## start

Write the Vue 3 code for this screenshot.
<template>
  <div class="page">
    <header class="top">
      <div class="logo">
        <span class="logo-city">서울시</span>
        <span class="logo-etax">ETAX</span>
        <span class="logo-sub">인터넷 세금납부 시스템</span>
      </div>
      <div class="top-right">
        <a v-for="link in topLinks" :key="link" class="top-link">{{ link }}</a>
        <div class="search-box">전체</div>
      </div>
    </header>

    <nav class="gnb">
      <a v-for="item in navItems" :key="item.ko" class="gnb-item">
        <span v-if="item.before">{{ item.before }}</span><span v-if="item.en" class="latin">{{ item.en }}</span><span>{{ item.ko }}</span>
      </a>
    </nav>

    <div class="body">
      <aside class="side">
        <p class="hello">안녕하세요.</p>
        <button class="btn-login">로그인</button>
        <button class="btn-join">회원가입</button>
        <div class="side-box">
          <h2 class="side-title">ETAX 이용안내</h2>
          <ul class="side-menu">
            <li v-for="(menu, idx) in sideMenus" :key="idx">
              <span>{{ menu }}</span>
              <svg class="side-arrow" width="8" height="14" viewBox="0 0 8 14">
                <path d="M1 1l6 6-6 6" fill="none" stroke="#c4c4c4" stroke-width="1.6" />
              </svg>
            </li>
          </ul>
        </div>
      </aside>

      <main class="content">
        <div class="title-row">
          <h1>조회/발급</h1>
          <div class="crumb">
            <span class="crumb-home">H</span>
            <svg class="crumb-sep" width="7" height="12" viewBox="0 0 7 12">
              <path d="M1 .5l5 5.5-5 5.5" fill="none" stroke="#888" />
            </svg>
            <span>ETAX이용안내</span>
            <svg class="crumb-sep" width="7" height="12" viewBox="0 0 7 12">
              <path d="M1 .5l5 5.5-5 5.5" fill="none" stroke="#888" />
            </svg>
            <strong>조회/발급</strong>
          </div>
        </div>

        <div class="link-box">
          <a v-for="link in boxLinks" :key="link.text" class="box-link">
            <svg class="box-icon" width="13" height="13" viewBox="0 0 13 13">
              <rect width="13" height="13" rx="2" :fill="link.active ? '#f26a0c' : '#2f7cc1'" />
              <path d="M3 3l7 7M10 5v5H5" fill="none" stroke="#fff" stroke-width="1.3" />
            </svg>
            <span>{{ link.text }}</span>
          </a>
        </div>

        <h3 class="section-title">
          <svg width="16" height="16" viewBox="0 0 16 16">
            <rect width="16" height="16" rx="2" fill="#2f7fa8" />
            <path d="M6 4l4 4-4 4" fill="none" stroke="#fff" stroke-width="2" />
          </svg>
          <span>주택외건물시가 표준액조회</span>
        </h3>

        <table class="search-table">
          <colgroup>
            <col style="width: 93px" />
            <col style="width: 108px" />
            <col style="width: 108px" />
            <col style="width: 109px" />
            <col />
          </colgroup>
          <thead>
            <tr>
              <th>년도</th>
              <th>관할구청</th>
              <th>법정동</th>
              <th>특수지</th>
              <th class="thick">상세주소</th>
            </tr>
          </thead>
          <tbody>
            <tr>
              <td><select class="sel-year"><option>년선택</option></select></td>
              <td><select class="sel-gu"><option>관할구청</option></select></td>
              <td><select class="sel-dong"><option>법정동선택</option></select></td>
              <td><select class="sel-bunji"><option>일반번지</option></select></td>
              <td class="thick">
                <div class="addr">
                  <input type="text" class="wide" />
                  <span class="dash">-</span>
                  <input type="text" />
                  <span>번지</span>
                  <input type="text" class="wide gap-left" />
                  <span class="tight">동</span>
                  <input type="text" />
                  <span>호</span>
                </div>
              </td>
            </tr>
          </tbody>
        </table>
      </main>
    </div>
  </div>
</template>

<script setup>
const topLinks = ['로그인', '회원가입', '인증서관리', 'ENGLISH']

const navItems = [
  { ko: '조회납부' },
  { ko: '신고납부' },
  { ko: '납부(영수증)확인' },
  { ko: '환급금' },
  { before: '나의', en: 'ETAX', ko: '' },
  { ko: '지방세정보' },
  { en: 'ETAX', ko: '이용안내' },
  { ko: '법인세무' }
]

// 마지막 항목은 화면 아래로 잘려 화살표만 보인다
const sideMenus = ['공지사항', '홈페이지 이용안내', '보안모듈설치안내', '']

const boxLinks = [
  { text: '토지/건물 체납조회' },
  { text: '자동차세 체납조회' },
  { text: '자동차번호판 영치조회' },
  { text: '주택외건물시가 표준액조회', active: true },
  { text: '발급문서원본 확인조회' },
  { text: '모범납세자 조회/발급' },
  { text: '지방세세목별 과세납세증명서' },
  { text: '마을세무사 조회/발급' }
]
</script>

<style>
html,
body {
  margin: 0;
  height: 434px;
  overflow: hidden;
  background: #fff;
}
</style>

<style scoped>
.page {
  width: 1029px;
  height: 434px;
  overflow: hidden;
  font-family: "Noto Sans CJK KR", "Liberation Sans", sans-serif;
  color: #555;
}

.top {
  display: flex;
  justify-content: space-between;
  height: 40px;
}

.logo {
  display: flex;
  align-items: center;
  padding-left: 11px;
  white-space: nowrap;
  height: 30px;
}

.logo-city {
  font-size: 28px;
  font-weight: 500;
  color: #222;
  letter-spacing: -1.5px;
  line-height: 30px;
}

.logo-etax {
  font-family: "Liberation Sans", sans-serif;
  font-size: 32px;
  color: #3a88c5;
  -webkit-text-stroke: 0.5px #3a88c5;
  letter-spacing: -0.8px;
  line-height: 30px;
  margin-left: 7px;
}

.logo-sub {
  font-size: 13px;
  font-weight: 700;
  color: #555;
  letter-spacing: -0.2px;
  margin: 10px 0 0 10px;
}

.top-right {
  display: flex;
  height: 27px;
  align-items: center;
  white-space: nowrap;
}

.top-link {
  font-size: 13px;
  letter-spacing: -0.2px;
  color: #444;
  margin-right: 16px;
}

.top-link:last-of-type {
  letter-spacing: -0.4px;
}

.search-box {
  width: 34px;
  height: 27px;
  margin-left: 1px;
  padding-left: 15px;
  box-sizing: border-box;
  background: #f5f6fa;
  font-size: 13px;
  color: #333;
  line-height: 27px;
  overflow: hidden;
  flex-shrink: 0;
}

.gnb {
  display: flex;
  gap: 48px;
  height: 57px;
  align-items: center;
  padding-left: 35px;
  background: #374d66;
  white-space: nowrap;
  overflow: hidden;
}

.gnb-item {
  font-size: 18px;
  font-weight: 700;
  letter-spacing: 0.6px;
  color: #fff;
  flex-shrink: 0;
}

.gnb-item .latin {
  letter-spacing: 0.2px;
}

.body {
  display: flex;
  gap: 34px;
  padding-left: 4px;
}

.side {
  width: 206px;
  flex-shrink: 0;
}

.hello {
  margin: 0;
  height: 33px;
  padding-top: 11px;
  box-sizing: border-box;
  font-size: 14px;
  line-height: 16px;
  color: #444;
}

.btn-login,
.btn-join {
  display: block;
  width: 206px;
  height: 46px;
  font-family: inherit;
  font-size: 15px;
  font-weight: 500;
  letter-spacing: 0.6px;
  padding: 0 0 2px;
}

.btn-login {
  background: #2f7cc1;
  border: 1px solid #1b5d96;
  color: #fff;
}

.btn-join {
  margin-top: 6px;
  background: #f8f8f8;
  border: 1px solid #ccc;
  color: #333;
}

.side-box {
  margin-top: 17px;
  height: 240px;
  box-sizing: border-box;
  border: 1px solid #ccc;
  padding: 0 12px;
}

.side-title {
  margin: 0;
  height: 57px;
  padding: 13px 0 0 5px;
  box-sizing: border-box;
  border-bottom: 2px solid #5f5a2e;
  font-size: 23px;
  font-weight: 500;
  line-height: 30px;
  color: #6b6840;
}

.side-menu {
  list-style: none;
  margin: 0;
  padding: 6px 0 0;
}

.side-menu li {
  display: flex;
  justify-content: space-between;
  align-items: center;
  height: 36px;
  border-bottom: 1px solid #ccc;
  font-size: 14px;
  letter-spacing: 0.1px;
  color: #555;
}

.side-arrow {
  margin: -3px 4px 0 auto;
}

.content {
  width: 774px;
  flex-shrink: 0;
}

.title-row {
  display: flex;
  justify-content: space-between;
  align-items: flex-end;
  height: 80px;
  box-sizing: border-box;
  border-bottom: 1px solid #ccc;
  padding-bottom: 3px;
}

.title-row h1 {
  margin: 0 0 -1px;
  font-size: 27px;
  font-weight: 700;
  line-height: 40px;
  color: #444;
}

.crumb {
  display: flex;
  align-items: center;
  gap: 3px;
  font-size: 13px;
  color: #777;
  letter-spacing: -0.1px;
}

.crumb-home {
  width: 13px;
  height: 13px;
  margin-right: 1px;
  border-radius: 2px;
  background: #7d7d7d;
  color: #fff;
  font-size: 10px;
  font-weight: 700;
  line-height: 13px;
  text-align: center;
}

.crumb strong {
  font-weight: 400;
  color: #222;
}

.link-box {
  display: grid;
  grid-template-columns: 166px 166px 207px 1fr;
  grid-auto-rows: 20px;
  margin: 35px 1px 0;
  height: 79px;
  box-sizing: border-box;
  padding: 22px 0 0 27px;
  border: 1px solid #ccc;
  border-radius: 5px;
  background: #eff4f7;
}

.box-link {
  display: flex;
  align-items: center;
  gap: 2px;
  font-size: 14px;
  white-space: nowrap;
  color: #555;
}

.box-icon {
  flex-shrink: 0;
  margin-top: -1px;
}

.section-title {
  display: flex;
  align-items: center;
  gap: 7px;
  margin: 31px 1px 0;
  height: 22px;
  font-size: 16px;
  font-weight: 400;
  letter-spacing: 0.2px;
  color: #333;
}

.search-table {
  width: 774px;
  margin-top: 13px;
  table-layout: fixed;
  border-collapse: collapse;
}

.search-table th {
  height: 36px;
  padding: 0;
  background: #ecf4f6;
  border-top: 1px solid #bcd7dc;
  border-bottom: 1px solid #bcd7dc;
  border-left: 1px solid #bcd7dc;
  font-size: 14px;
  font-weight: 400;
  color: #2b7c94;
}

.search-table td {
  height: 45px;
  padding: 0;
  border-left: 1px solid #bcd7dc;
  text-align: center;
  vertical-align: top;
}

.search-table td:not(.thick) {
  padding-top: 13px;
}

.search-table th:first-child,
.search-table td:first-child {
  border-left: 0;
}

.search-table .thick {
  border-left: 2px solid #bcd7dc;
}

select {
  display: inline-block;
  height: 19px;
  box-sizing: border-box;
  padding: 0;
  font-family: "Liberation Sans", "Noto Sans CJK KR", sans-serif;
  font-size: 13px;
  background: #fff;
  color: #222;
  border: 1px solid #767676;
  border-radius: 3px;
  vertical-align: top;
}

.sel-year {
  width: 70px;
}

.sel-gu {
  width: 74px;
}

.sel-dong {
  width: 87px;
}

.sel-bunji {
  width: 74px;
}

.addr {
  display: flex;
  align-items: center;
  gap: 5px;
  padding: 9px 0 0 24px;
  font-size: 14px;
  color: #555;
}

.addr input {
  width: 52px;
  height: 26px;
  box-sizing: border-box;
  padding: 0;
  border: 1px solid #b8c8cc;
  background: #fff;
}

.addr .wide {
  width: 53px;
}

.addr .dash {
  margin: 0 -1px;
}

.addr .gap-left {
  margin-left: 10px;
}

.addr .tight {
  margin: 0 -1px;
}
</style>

## end
## start

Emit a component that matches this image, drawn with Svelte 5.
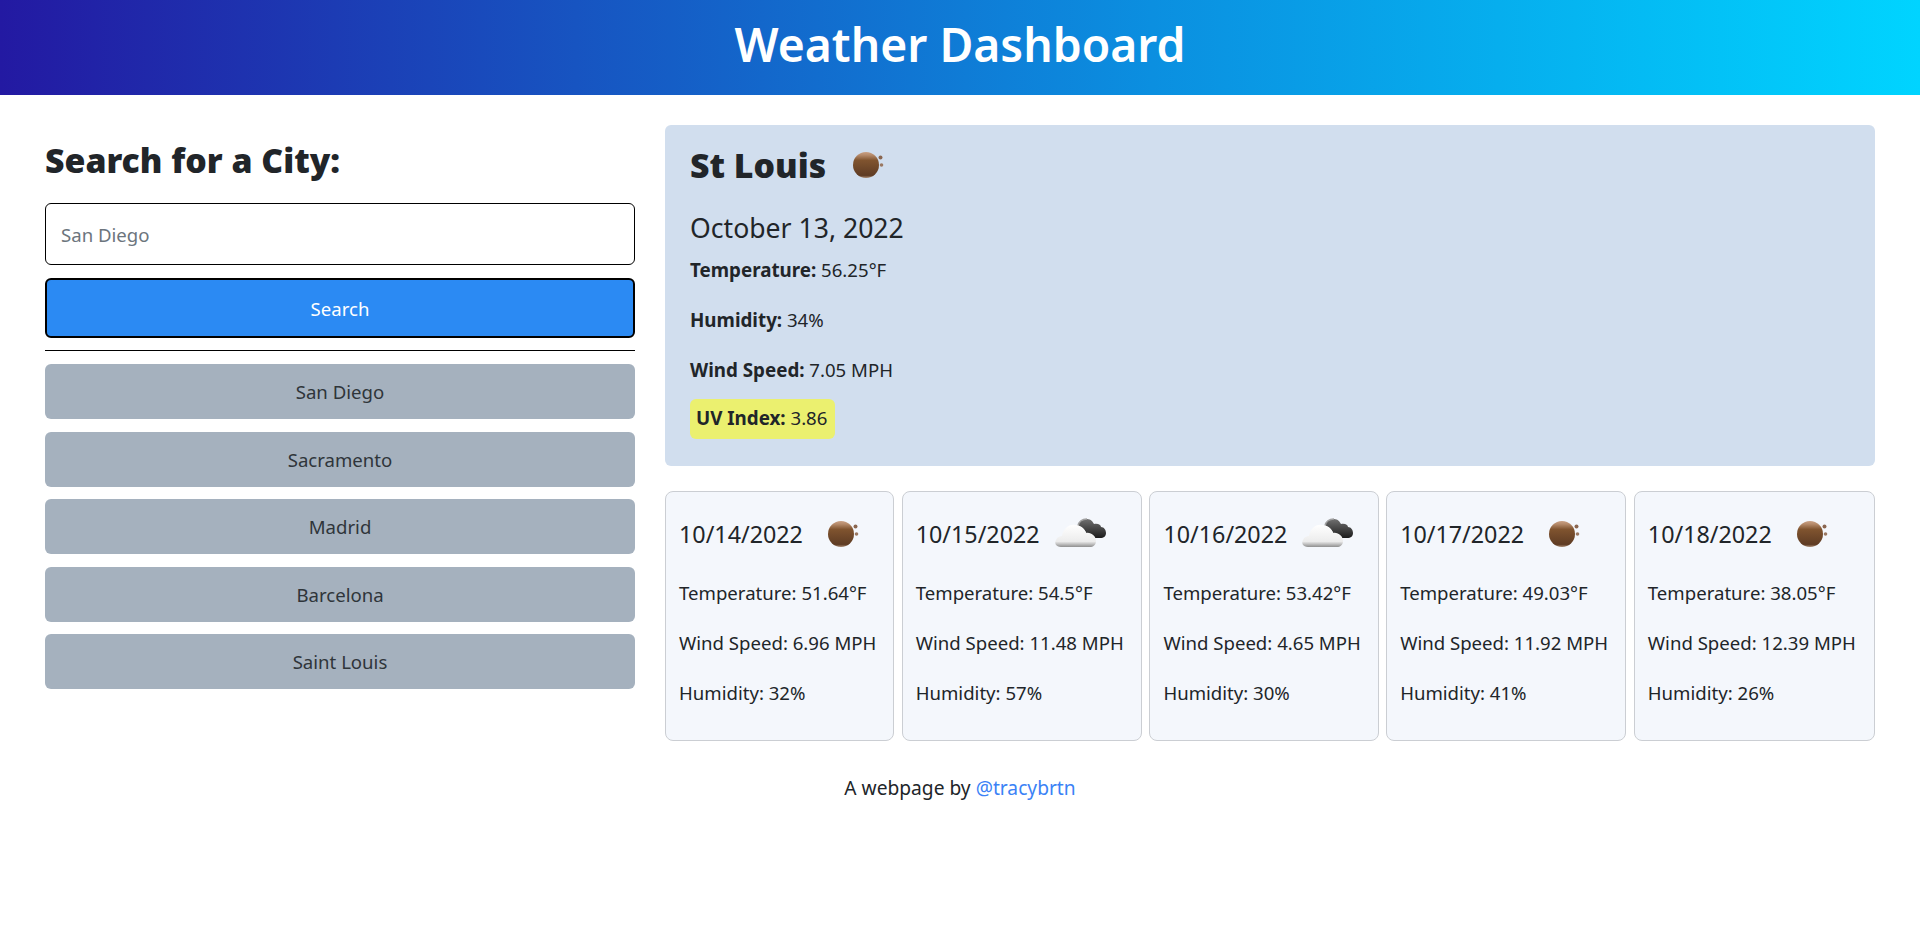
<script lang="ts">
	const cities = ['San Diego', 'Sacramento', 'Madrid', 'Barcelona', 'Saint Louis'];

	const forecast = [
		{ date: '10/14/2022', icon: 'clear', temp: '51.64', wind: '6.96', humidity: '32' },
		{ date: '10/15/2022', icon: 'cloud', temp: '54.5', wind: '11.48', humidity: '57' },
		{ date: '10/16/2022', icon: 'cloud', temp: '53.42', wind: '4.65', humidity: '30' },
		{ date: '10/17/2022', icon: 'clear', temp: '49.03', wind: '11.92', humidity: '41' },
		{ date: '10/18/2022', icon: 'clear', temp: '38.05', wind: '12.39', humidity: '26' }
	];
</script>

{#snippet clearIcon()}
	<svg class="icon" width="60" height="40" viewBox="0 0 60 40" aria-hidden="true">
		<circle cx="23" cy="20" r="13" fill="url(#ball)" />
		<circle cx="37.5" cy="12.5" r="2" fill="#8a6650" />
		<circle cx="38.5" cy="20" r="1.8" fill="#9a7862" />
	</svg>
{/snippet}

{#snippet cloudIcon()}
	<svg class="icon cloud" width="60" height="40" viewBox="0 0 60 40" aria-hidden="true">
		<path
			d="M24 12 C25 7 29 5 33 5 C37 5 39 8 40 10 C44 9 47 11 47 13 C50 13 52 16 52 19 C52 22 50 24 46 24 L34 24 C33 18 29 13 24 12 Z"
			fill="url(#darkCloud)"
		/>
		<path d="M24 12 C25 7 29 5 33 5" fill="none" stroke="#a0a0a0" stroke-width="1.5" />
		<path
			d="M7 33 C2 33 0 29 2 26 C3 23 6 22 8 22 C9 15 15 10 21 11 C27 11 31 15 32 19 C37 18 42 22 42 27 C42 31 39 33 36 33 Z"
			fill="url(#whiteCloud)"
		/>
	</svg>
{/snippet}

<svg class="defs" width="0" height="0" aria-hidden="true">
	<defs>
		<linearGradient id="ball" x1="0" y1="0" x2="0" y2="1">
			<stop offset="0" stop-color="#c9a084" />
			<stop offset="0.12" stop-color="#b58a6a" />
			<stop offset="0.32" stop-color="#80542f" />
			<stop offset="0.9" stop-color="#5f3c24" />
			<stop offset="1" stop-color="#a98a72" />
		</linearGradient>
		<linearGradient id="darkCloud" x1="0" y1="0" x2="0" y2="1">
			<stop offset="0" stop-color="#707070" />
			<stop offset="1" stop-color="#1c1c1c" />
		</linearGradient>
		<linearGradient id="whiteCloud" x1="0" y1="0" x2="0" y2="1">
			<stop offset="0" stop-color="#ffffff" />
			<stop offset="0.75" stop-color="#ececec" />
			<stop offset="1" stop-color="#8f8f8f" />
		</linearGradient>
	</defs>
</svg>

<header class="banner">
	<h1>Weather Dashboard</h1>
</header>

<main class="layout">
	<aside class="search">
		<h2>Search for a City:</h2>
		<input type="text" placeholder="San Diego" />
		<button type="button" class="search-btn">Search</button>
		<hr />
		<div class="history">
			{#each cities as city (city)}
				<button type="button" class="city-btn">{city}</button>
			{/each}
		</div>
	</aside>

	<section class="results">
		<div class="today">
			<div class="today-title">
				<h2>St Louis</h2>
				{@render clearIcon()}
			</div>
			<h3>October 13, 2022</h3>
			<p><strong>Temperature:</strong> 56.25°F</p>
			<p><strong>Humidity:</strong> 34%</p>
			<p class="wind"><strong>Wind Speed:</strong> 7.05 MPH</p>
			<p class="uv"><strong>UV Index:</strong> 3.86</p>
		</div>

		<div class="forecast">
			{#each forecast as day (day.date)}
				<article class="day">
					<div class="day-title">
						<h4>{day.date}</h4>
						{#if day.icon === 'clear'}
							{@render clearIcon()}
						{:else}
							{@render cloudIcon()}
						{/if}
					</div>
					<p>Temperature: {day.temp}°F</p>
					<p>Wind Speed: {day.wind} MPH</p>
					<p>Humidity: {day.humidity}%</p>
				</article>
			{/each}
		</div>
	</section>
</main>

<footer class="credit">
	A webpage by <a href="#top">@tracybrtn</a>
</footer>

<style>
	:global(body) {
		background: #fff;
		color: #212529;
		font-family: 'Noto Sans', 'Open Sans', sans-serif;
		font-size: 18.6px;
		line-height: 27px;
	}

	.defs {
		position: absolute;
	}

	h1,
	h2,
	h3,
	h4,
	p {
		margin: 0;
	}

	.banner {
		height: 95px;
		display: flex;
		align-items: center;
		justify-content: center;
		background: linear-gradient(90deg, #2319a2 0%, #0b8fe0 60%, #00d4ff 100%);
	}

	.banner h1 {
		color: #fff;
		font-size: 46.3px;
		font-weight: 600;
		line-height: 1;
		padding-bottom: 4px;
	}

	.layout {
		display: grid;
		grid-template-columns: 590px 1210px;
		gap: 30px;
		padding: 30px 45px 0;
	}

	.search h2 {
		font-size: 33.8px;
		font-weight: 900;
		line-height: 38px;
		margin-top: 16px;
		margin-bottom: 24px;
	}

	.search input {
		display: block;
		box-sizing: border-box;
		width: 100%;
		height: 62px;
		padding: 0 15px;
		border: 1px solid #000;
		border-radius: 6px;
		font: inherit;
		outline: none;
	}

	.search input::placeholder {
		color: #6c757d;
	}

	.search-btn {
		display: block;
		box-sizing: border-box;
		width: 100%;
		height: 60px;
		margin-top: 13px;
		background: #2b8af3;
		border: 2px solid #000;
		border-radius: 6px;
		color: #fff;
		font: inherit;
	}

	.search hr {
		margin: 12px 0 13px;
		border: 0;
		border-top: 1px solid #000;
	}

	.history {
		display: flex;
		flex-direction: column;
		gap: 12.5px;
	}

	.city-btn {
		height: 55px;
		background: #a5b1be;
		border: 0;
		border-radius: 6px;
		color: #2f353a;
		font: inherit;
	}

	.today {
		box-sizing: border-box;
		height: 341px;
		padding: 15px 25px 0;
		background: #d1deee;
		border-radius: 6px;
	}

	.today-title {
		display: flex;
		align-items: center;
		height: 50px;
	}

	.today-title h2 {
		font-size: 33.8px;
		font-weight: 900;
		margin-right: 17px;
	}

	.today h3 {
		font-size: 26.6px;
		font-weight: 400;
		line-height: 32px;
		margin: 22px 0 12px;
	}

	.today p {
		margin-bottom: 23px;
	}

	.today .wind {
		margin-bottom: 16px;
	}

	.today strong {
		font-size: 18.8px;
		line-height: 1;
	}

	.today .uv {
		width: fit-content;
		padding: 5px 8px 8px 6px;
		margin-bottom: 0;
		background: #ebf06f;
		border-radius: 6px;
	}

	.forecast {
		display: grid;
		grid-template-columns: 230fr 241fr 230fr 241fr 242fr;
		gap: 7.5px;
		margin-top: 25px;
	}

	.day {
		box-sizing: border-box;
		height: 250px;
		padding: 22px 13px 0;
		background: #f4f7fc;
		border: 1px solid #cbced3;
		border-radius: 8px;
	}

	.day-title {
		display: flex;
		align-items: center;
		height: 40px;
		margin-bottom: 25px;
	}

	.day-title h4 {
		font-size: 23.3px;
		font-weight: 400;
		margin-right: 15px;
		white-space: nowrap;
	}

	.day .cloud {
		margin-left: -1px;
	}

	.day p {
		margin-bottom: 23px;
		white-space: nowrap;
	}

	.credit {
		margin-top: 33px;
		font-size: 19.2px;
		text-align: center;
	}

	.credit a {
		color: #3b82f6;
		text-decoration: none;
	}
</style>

## end

PROBLEM TO WORK ON:
Within the entries above, give again exactly the lines starting at the one that contains "Emit a component" and ending at the one that contains "const cities = ['San", leaving out the pictures.

SOLVED PROBLEM:
Emit a component that matches this image, drawn with Svelte 5.
<script lang="ts">
	const cities = ['San Diego', 'Sacramento', 'Madrid', 'Barcelona', 'Saint Louis'];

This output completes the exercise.